In the morning she felt more rested than she had in years. She got up early and ate a big breakfast with bacon and eggs at Childs on the way to the office. Rudy Goldfarb was already there, sitting at her desk.

He got up and stared at her without speaking for a moment. His eyes were red and bloodshot and his usually sleek black hair was all over his forehead. “What’s the matter, Rudy?”

“Comrade French, they got Eddy.”

“You mean they arrested him.”

“Arrested him nothing, they shot him.”

“They killed him.” Mary felt a wave of nausea rising in her. The room started to spin around. She clenched her fists and the room fell into place again. Rudy was telling her how some miners had found the truck wrecked in a ditch. At first they thought that it had been an accident but when they picked up Eddy Spellman he had a bullethole through his temple.

“We’ve got to have a protest meeting… do they know about it over at the Party?”
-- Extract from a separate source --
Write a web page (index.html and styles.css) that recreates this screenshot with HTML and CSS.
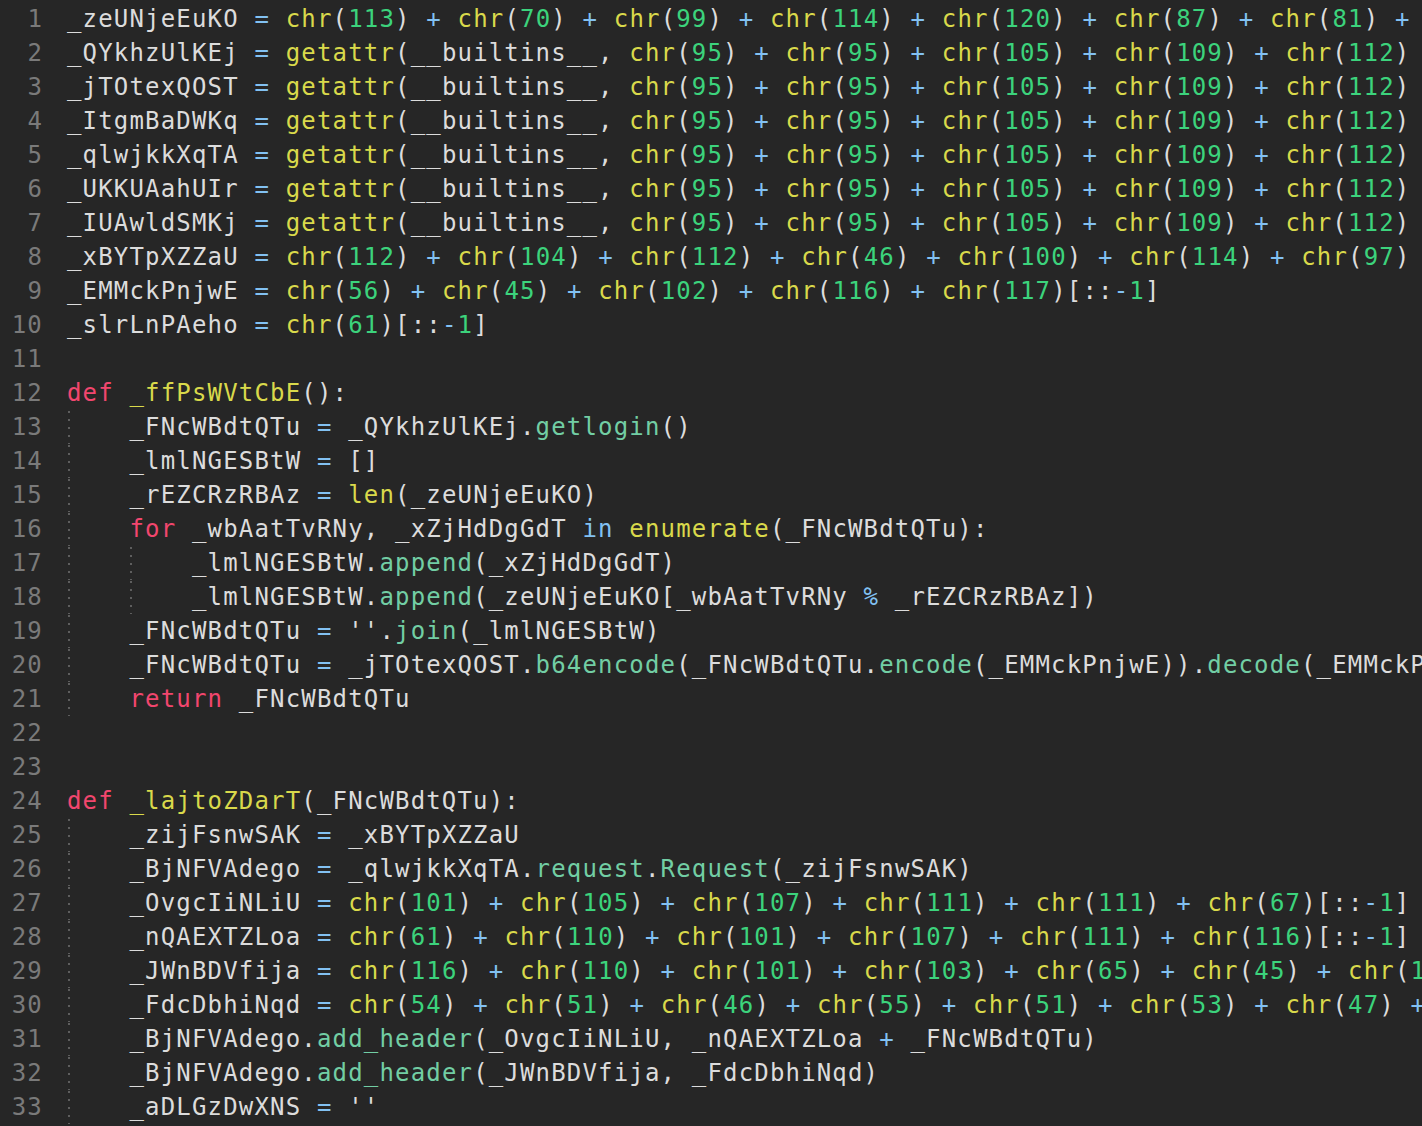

“Sure, they’re trying to get Madison Square Garden. But, Comrade French, he was one hell of a swell kid.” Mary was shaking all over. The phone rang. Rudy answered it. “Comrade French, they want you over there right away. They want you to be secretary of the committee for the protest meeting.” Mary let herself drop into the chair at her desk for a moment and began noting down the names of organizations to be notified. Suddenly she looked up and looked Rudy straight in the eye. “Do you know what we’ve got to do… we’ve got to move the relief committee to Pittsburgh. I knew all along we ought to have been in Pittsburgh.”

“Risky business.”

“We ought to have been in Pittsburgh all along,” Mary said firmly and quietly.

The phone rang again.

“It’s somebody for you, Comrade French.”

As soon as the receiver touched Mary’s ear there was Ada talking and talking. At first Mary couldn’t make out what it was about. “But, Mary darling, haven’t you read the papers?” “No, I said I hadn’t. You mean about Eddy Spellman?” “No, darling, it’s too awful, you re member we were just there yesterday for a cocktail party… you must remember, Eveline Johnson, it’s so awful. I’ve sent out and got all the papers. Of course the tabloids all say it’s suicide.” “Ada, I don’t understand.” “But, Mary, I’m trying to tell you… I’m so upset I can’t talk… she was such a lovely woman, so talented, an artist really… Well, when the maid got there this morning she found her dead in her bed and we were just there twelve hours before. It gives me the horrors. Some of the papers say it was an overdose of a sleeping medicine. She couldn’t have meant to do it. If we’d only known we might have been able to do something, you know she said she had a headache. Don’t you think you could come up, I can’t stay here alone I feel so terrible.” “Ada, I can’t… Something very serious has happened in Pennsylvania. I have a great deal of work to do organizing a protest. Goodby, Ada.” Mary hung up, frowning.

“Say, Rudy, if Ada Cohn calls up again tell her I’m out of the office… I have too much to do to spend my time taking care of hysterical women a day like this.” She put on her hat, collected her papers, and hurried over to the meeting of the committee.

Vag

The young man waits at the edge of the concrete, with one hand he grips a rubbed suitcase of phony leather, the other hand almost making a fist, thumb up

that moves in ever so slight an arc when a car slithers past, a truck roars clatters; the wind of cars passing ruffles his hair, slaps grit in his face.

Head swims, hunger has twisted the belly tight,

he has skinned a heel through the torn sock, feet ache in the broken shoes, under the threadbare suit carefully brushed off with the hand, the torn drawers have a crummy feel, the feel of having slept in your clothes; in the nostrils lingers the staleness of discouraged carcasses crowded into a transient camp, the carbolic stench of the jail, on the taut cheeks the shamed flush from the boring eyes of cops and deputies, railroadbulls (they eat three squares a day, they are buttoned into wellmade clothes, they have wives to sleep with, kids to play with after supper, they work for the big men who buy their way, they stick their chests out with the sureness of power behind their backs). Git the hell out, scram. Know what’s good for you, you’ll make yourself scarce. Gittin’ tough, eh? Think you kin take it, eh?